[Entries taken from a collection]
##############################

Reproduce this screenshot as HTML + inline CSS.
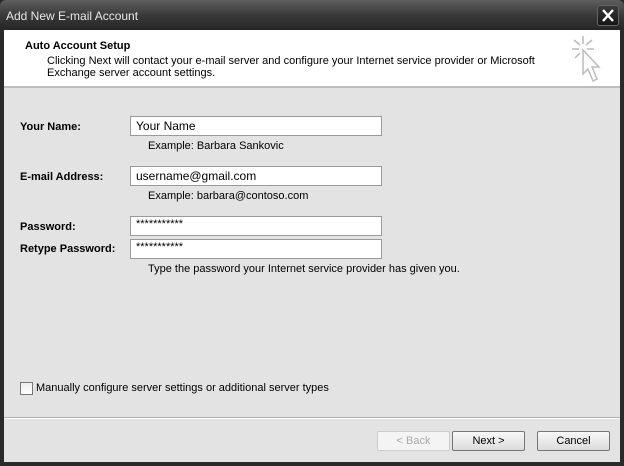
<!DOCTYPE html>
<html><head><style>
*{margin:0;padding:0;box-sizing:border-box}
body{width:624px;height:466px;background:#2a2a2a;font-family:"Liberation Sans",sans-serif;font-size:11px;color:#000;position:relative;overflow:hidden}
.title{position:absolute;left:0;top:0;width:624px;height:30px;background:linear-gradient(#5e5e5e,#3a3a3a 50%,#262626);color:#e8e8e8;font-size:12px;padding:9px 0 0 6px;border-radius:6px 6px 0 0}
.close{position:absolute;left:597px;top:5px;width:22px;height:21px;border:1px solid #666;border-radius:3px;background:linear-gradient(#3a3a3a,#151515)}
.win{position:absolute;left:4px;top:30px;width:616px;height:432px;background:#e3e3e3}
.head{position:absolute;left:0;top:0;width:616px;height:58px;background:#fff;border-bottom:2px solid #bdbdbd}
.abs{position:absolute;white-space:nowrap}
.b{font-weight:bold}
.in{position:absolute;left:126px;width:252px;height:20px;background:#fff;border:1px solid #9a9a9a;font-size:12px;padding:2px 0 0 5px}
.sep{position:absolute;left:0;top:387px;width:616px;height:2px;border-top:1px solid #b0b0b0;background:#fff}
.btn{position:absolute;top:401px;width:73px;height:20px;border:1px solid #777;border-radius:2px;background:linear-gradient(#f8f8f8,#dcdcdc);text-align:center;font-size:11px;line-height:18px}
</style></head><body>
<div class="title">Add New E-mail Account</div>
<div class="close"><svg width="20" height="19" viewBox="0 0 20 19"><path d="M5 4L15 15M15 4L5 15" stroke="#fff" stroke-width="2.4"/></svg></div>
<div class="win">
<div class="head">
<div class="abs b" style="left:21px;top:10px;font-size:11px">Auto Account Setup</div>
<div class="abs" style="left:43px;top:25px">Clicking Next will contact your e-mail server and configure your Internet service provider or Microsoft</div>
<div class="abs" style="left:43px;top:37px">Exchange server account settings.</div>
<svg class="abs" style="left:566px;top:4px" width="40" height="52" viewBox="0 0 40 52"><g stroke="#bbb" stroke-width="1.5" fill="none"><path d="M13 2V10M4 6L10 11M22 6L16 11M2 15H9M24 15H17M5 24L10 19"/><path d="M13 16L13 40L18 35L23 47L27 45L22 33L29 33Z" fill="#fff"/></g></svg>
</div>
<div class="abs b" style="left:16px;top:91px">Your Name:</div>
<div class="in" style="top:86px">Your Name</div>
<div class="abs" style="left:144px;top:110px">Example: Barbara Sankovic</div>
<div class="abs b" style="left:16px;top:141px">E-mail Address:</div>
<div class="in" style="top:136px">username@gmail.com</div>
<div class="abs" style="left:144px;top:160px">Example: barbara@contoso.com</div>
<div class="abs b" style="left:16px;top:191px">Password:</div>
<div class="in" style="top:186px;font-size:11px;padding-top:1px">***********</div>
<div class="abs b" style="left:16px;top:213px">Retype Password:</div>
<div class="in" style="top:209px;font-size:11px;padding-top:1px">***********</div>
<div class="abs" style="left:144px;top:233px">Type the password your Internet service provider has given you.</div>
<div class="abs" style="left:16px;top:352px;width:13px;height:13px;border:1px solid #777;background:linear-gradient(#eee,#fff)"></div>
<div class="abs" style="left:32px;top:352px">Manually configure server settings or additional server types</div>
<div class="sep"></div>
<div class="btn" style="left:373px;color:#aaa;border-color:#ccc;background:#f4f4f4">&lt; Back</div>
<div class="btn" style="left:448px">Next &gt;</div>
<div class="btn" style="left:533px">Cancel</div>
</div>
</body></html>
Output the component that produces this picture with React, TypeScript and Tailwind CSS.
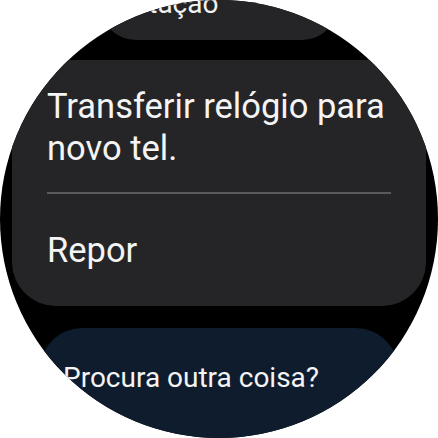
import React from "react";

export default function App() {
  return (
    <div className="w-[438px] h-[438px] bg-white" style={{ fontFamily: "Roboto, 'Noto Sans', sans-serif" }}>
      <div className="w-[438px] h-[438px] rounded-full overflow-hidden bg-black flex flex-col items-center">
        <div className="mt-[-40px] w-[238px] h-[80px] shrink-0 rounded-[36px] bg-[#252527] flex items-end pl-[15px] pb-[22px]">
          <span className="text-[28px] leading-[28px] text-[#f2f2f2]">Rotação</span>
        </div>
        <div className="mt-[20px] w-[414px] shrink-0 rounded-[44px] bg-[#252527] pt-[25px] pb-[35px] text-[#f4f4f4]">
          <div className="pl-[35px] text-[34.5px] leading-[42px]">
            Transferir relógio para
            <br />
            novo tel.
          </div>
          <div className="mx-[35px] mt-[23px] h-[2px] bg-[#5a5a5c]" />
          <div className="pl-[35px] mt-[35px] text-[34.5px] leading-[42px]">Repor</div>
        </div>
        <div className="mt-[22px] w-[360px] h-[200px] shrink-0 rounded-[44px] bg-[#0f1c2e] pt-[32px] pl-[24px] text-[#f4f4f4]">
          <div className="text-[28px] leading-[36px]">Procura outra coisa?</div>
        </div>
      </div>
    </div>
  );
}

##############################

Given problem: Look above for the line containing "Output the component", then write out every line from there down to the line containing "import React from", that line included, with no pictures.

Answer for this exercise:
Output the component that produces this picture with React, TypeScript and Tailwind CSS.
import React from "react";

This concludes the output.